_Given problem:_ The data below should be restated word for word, with every picture omitted.
-- BEGIN --
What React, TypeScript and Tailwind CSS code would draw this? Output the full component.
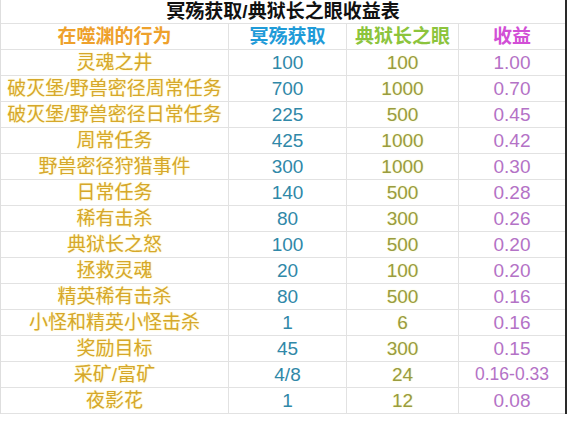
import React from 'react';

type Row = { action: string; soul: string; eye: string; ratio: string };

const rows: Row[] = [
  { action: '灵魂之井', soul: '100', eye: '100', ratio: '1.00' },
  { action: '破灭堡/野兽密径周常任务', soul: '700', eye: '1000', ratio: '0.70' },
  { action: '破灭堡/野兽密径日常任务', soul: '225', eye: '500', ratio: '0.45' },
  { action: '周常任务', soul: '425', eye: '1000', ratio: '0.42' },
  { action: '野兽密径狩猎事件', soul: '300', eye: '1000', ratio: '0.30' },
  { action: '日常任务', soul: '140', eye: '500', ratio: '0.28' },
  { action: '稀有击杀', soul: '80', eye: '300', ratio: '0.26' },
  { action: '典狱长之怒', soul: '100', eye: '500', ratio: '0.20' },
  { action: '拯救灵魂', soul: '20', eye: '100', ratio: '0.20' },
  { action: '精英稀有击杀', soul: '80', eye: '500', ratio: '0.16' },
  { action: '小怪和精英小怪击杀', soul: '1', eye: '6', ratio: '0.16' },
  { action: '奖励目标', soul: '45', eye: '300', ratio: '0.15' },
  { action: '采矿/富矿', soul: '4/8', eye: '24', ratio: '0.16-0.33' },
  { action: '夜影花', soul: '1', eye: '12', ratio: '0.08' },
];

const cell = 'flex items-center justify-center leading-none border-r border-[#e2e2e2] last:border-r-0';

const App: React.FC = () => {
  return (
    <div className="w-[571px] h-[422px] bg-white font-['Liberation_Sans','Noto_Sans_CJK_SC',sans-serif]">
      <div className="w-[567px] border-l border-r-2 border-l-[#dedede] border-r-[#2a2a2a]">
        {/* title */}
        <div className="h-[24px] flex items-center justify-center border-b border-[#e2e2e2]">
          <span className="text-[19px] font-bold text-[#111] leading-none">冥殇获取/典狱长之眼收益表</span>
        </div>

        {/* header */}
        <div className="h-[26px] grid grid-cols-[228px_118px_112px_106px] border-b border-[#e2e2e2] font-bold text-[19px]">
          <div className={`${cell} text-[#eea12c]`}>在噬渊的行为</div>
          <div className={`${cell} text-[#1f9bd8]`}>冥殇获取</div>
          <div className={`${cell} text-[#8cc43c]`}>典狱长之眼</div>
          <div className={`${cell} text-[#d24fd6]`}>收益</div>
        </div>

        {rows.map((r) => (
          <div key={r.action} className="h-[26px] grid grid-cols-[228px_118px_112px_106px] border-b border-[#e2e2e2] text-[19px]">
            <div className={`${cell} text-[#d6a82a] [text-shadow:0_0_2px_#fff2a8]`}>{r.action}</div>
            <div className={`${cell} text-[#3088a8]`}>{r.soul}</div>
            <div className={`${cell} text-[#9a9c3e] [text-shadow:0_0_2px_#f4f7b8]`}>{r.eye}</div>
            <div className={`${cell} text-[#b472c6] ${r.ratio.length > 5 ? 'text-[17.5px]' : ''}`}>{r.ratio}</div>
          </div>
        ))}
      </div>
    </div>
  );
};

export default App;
-- END --
_Response for this exercise:_
What React, TypeScript and Tailwind CSS code would draw this? Output the full component.
import React from 'react';

type Row = { action: string; soul: string; eye: string; ratio: string };

const rows: Row[] = [
  { action: '灵魂之井', soul: '100', eye: '100', ratio: '1.00' },
  { action: '破灭堡/野兽密径周常任务', soul: '700', eye: '1000', ratio: '0.70' },
  { action: '破灭堡/野兽密径日常任务', soul: '225', eye: '500', ratio: '0.45' },
  { action: '周常任务', soul: '425', eye: '1000', ratio: '0.42' },
  { action: '野兽密径狩猎事件', soul: '300', eye: '1000', ratio: '0.30' },
  { action: '日常任务', soul: '140', eye: '500', ratio: '0.28' },
  { action: '稀有击杀', soul: '80', eye: '300', ratio: '0.26' },
  { action: '典狱长之怒', soul: '100', eye: '500', ratio: '0.20' },
  { action: '拯救灵魂', soul: '20', eye: '100', ratio: '0.20' },
  { action: '精英稀有击杀', soul: '80', eye: '500', ratio: '0.16' },
  { action: '小怪和精英小怪击杀', soul: '1', eye: '6', ratio: '0.16' },
  { action: '奖励目标', soul: '45', eye: '300', ratio: '0.15' },
  { action: '采矿/富矿', soul: '4/8', eye: '24', ratio: '0.16-0.33' },
  { action: '夜影花', soul: '1', eye: '12', ratio: '0.08' },
];

const cell = 'flex items-center justify-center leading-none border-r border-[#e2e2e2] last:border-r-0';

const App: React.FC = () => {
  return (
    <div className="w-[571px] h-[422px] bg-white font-['Liberation_Sans','Noto_Sans_CJK_SC',sans-serif]">
      <div className="w-[567px] border-l border-r-2 border-l-[#dedede] border-r-[#2a2a2a]">
        {/* title */}
        <div className="h-[24px] flex items-center justify-center border-b border-[#e2e2e2]">
          <span className="text-[19px] font-bold text-[#111] leading-none">冥殇获取/典狱长之眼收益表</span>
        </div>

        {/* header */}
        <div className="h-[26px] grid grid-cols-[228px_118px_112px_106px] border-b border-[#e2e2e2] font-bold text-[19px]">
          <div className={`${cell} text-[#eea12c]`}>在噬渊的行为</div>
          <div className={`${cell} text-[#1f9bd8]`}>冥殇获取</div>
          <div className={`${cell} text-[#8cc43c]`}>典狱长之眼</div>
          <div className={`${cell} text-[#d24fd6]`}>收益</div>
        </div>

        {rows.map((r) => (
          <div key={r.action} className="h-[26px] grid grid-cols-[228px_118px_112px_106px] border-b border-[#e2e2e2] text-[19px]">
            <div className={`${cell} text-[#d6a82a] [text-shadow:0_0_2px_#fff2a8]`}>{r.action}</div>
            <div className={`${cell} text-[#3088a8]`}>{r.soul}</div>
            <div className={`${cell} text-[#9a9c3e] [text-shadow:0_0_2px_#f4f7b8]`}>{r.eye}</div>
            <div className={`${cell} text-[#b472c6] ${r.ratio.length > 5 ? 'text-[17.5px]' : ''}`}>{r.ratio}</div>
          </div>
        ))}
      </div>
    </div>
  );
};

export default App;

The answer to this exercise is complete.